7. En se bornant à soutenir qu'elle s'occupe de sa petite-fille qui a obtenu, postérieurement à la décision attaquée, le statut de réfugié en France, Mme A... n'apporte aucun élément permettant de considérer que l'intérêt supérieur de cette enfant serait menacé par la décision lui refusant un titre de séjour, alors que l'enfant ne sera pas séparé de sa mère, titulaire d'un titre de séjour. Dans ces conditions, le moyen tiré de ce que cette décision méconnaît le 1 de l'article 3 de la convention internationale relative aux droits de l'enfant doit être écarté.
8. Pour les mêmes motifs que ceux énoncés aux points précédents, Mme A... n'est pas fondée à soutenir que le préfet aurait commis une erreur manifeste dans l'appréciation des conséquences du refus de titre de séjour sur sa situation personnelle.
Sur la décision portant obligation de quitter le territoire français :
9. Il résulte de ce qui précède que Mme A... n'est pas fondée à exciper de l'illégalité de la décision portant refus de séjour à l'appui de ses conclusions tendant à l'annulation de la décision portant obligation à quitter le territoire français.
10. Pour les mêmes motifs que ceux énoncés aux points 3, 5 et 7, les moyens tirés de la méconnaissance des stipulations des articles 8 de la convention européenne de sauvegarde des droits de l'homme et des libertés fondamentales et 3-1 de la convention internationale relative aux droits de l'enfant et des dispositions du 10° de l'article L. 511-4 du code de l'entrée et du séjour des étrangers et du droit d'asile, dans sa rédaction applicable en l'espèce, doivent être écartés.
Sur la décision fixant le pays de renvoi :
11. Il résulte de ce qui précède que Mme A... n'est pas fondée à exciper de l'illégalité de la décision portant obligation de quitter le territoire français à l'appui de ses conclusions tendant à l'annulation de la décision fixant le pays de renvoi.
12. Il résulte de tout ce qui précède que Mme A... n'est pas fondée à soutenir que c'est à tort que, par le jugement attaqué, le tribunal administratif de Bordeaux a rejeté sa demande.

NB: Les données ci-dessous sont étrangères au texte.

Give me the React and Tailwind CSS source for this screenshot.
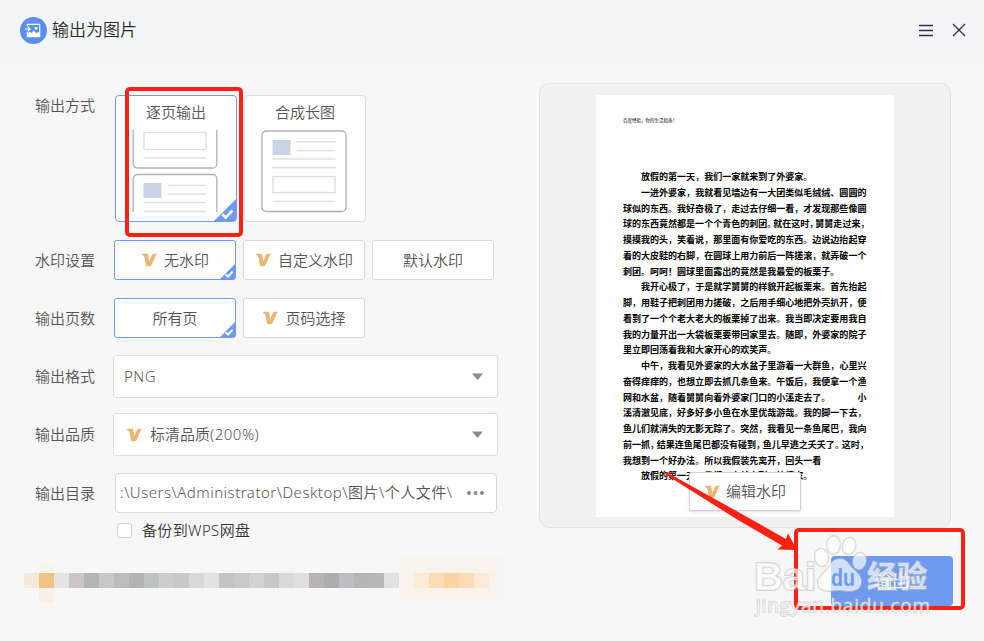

Par voie de conséquence, ses conclusions à fin d'injonction et d'astreinte ainsi que celles présentées sur le fondement de l'article 37 alinéa 2 de la loi du 10 juillet 1991 ne peuvent qu'être rejetées.
DECIDE :
Article 1er : La requête de Mme A... est rejetée.
Article 2 : Le présent arrêt sera notifié à Mme C... A... et au ministre de l'intérieur.
Copie en sera adressée au préfet de la Dordogne.
Délibéré après l'audience du 29 avril 2021 à laquelle siégeaient :
Mme Marianne Hardy, présidente,
M. Didier Salvi, président-assesseur,
Mme D..., première conseillère.
Rendu public par mise à disposition au greffe de la juridiction le 31 mai 2021.
La présidente,
Marianne Hardy
La République mande et ordonne au ministre de l'intérieur en ce qui le concerne et à tous huissiers de justice à ce requis en ce qui concerne les voies de droit commun, contre les parties privées, de pourvoir à l'exécution du présent arrêt.